Movie night with Elmgreen & Dragset
Fashionistas take note! Prada Mode has staged a Frieze week occupation of the former Camden Town Hall, just down the road from the fair, in collaboration with mischievous artists Elmgreen & Dragset. The duo describe their installation The Audience as “a meditation on spectatorship in the age of image overload and attention deficit”. To this end, they have converted the former council chamber into an auditorium peopled with a smattering of eerily life-like mannequins who eat popcorn and gaze at a screen depicting a miasma of blurred images but with clearly audible sound. “We are bombarded with images so we thought let’s make a movie that is just beautiful abstract images and just listen to the dialogue where a writer says the art audience is not a real audience—[because] they only spend 30 seconds in front of an artwork—imagine trying to read a book in that time?” explain the artists.
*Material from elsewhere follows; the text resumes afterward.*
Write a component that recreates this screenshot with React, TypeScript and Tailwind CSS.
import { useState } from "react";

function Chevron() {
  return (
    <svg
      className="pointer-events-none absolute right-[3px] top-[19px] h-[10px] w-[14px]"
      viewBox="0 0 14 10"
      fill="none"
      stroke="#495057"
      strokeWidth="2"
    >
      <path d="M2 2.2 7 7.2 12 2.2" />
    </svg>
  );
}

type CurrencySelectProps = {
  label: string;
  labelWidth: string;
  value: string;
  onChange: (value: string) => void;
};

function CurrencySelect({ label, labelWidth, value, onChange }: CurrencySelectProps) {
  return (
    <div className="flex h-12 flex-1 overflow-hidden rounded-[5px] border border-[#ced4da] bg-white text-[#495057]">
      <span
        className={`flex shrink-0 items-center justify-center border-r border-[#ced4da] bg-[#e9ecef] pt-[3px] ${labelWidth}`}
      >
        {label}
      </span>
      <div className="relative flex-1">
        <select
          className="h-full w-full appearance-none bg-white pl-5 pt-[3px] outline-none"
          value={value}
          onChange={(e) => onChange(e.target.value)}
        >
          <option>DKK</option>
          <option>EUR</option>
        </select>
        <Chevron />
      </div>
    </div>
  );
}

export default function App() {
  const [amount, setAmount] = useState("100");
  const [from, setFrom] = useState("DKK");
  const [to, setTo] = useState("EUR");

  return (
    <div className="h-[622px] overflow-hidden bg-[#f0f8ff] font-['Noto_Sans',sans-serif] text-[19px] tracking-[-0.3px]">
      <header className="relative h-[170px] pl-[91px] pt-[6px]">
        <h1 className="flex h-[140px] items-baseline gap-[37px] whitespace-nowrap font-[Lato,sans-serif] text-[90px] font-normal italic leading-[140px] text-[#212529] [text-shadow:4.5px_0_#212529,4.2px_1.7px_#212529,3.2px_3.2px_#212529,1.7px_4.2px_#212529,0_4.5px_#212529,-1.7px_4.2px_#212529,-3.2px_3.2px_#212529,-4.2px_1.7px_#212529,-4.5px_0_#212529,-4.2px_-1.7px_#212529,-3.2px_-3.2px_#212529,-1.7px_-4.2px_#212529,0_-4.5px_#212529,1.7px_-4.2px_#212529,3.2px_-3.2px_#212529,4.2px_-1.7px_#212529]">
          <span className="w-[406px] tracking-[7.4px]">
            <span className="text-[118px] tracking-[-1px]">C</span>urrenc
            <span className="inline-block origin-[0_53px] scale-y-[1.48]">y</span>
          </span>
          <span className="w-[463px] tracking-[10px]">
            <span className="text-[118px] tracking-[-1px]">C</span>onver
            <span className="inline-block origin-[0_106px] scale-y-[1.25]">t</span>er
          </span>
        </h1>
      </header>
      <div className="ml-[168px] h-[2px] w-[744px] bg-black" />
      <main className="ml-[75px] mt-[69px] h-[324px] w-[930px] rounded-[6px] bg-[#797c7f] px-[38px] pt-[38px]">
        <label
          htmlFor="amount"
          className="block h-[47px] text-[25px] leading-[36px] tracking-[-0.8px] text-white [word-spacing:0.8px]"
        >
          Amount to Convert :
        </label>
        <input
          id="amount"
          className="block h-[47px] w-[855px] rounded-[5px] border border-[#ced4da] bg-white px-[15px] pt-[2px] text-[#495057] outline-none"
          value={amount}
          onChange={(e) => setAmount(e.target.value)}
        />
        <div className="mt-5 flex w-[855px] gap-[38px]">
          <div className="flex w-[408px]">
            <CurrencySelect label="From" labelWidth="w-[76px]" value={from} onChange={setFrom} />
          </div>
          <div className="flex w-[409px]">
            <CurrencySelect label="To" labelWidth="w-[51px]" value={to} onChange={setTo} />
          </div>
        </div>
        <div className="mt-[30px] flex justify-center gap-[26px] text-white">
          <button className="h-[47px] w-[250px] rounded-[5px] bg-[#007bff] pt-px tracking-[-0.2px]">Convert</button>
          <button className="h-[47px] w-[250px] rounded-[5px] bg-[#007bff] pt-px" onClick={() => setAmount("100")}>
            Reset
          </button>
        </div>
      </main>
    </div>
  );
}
Instead, theirs is a film on a constant loop “so you will always be late for the movie, you will always be embarrassed and you just need to sit down and shut up!” Doesn’t sound like the most soothing antidote to the art world’s wandering concentration…
Michelangelo meets Mick

The artist’s Instagram reflects starry encounters
They nearly share a name and they both have iconic status. They are also both extremely sprightly considering their greatly advanced years. It was hard to tell who was the more excited when Mick (Jagger) met Michelangelo (Pistoletto) for the first time at the opening of Nahmad Projects’s exhibition, which intersperses 15 of Pistoletto’s new Mirror Paintings with classic Cubist paintings by Pablo Picasso. The duo went on to bond further at a dinner held in the gallery with the dapper king of Arte Povera also conducting an animated conversation with the famously art loving Leonardo DiCaprio. It was the conceptual artist, rather than the actor or the rock star, who chose to post the encounter on his Instagram.
Alain Servais can rock a blazer

The collector wears his opinions on his sleeve, on a jacket designed by an Iranian artist
The Belgian collector Alain Servais stood out at the Frieze London VIP day in a blazer emblazoned with the names of some stellar British rock groups. “I bought this jacket in Milan, it’s one of a set of three by an Iranian artist,” he told us, pointing to the Sex Pistols, The Who and Black Sabbath daubed in large yellow letters on his clothing. This blazer is especially for London, added Servais, highlighting proudly the archetypal rebel mantra—“Anarchy in the UK”—splashed across the sleeve. Servais, a fixture on the art fair circuit, is never seen without a jaunty cravat and always weighs in with his robust opinions on the world (and the art market).
Tat’s a bit much: an artist’s archive of ink

Petr Davydtchenko’s Pfizer-inked forehead
The Russian performance artist Petr Davydtchenko was stopped by curious visitors at Frieze London keen to look at his distinctive tattoos, such as the word Pfizer inked across his forehead. The green-ish lettering daubed on his cranium is a protest against the actions of big pharmaceutical companies during the coronavirus pandemic. All of Davydtchenko’s tattoos—from head to foot—have been measured and photographed for an archive piece called Skin in the Game (2025), which was acquired earlier this year by A/POLITICAL, a London-based collection dedicated to radical, politically engaged art. We asked Petr if getting the tattoos hurt, but he (bravely) insists that he does not suffer for his body art. Davydtchenko is also known for surviving long periods on a diet of roadkill animals such as foxes and cats. Yummy…
On the hunt for a cooler UK
Tristram Hunt, the director of the Victoria and Albert Museum, is making waves with a recent comment piece in the Financial Times that bigs up London and the UK in the face of Brit bashers everywhere. In the piece, catchily entitled “Don’t move to Dubai—this is still the place to be”, Hunt insists that “given the geopolitical turmoil, the UK’s cultures and traditions will prove ever more attractive”. Especially, he adds, as “Paris sinks into a political quagmire and Berlin’s epically late trains redefine time travel”. Ouch! Britain’s brilliant cultural attractions naturally get a name check, with Hunt gushing that “this month’s Frieze London art fair will prove that, despite Brexit, we are still a cultural behemoth”.